Sob controle. A questão das migrações internas passa
pela implantação de políticas de desenvolvimento regional,
que gerem oportunidades de emprego nos vários Estados e regiões
do Brasil. E aí é que vem a questão da chamada guerra fiscal.
Os Estados foram obrigados a criar mecanismos próprios de estímulo
à implantação de indústrias, de empresas por causa da inexistência
de uma verdadeira política nacional de desenvolvimento regional e combate às desigualdades. Se nós tivéssemos uma política equilibrada
de desenvolvimento regional, que gerasse condições para uma política local de distribuição de renda, não seria necessária a chamada “guerra fiscal”. A migração também não precisaria ocorrer, com pessoas deixando suas cidades e regiões de origem em busca de melhores oportunidades em outros Estados. Programas como o Bolsa-Família podem ter um papel importante para reduzir o fluxo migratório ao melhorar a condição de vida das parcelas mais pobres da população. Mas a solução concreta e duradoura passa pela geração de empregos locais, que distribuam renda.

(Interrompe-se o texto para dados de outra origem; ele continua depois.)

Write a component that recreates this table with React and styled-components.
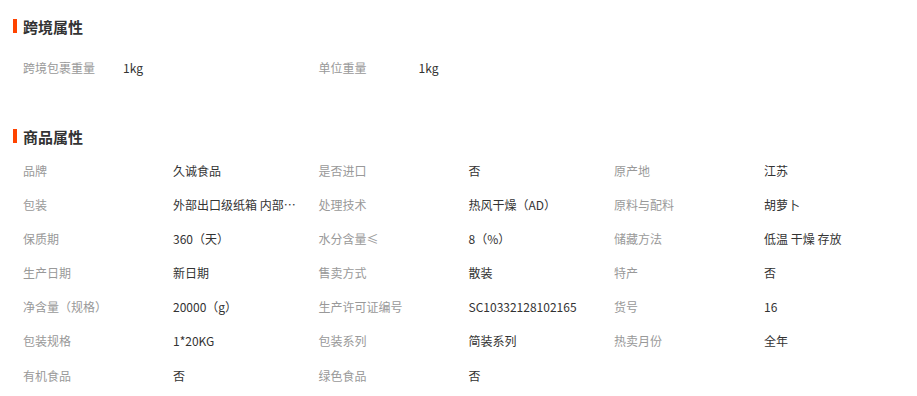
import React from 'react';
import styled, { createGlobalStyle } from 'styled-components';

const GlobalStyle = createGlobalStyle`
  body {
    margin: 0;
    background: #fff;
    font-family: "Noto Sans CJK SC", "Liberation Sans", sans-serif;
    color: #333;
  }
`;

const Page = styled.div`
  width: 917px;
  padding: 16px 0 0 13px;
  box-sizing: border-box;
`;

const Section = styled.section`
  margin-top: ${(p) => p.$top || 0}px;
`;

const Title = styled.h3`
  display: flex;
  align-items: center;
  margin: 0;
  height: 20px;
  font-size: 15px;
  font-weight: 700;
  color: #333;

  &:before {
    content: '';
    width: 4px;
    height: 14px;
    margin-right: 6px;
    background-color: #ff4400;
  }
`;

const Grid = styled.ul`
  display: grid;
  grid-template-columns: repeat(3, 295.5px);
  grid-auto-rows: ${(p) => p.$row}px;
  margin: ${(p) => p.$gap}px 0 0;
  padding: 0 0 0 10px;
  list-style: none;
`;

const Item = styled.li`
  display: flex;
  align-items: center;
  font-size: 12px;
`;

const Label = styled.span`
  width: ${(p) => p.$w}px;
  flex-shrink: 0;
  color: #999;
`;

const Value = styled.span`
  color: #333;
  white-space: nowrap;
`;

const cross = [
  ['跨境包裹重量', '1kg'],
  ['单位重量', '1kg'],
];

// 包装 value is shown clipped in the source page
const props = [
  ['品牌', '久诚食品'],
  ['是否进口', '否'],
  ['原产地', '江苏'],
  ['包装', '外部出口级纸箱 内部…'],
  ['处理技术', '热风干燥（AD）'],
  ['原料与配料', '胡萝卜'],
  ['保质期', '360（天）'],
  ['水分含量≤', '8（%）'],
  ['储藏方法', '低温 干燥 存放'],
  ['生产日期', '新日期'],
  ['售卖方式', '散装'],
  ['特产', '否'],
  ['净含量（规格）', '20000（g）'],
  ['生产许可证编号', 'SC10332128102165'],
  ['货号', '16'],
  ['包装规格', '1*20KG'],
  ['包装系列', '简装系列'],
  ['热卖月份', '全年'],
  ['有机食品', '否'],
  ['绿色食品', '否'],
];

const App = () => {
  return (
    <Page>
      <GlobalStyle />
      <Section>
        <Title>跨境属性</Title>
        <Grid $row={34} $gap={14}>
          {cross.map(([k, v]) => (
            <Item key={k}>
              <Label $w={100}>{k}</Label>
              <Value>{v}</Value>
            </Item>
          ))}
        </Grid>
      </Section>
      <Section $top={42}>
        <Title>商品属性</Title>
        <Grid $row={34.17} $gap={7}>
          {props.map(([k, v]) => (
            <Item key={k}>
              <Label $w={150}>{k}</Label>
              <Value>{v}</Value>
            </Item>
          ))}
        </Grid>
      </Section>
    </Page>
  );
};

export default App;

Como já disse, sem uma política nacional de desenvolvimento regional, os Estados tiveram que usar as armas possíveis. Em cinco
anos, consegui, através do programa Produzir, gerar 55.675 empregos diretos através de 492 projetos implantados em Goiás. A produção
de grãos aumentou de cinco milhões de toneladas para 13 milhões
de toneladas. As exportações passaram de US$ 330 milhões para
US$ 1,1 bilhão. Tudo gera emprego, mas essas empresas não teriam vindo para Goiás sem os incentivos. Mas, apesar desse sucesso, acho que a saída é mesmo termos uma política nacional para correção das desigualdades regionais.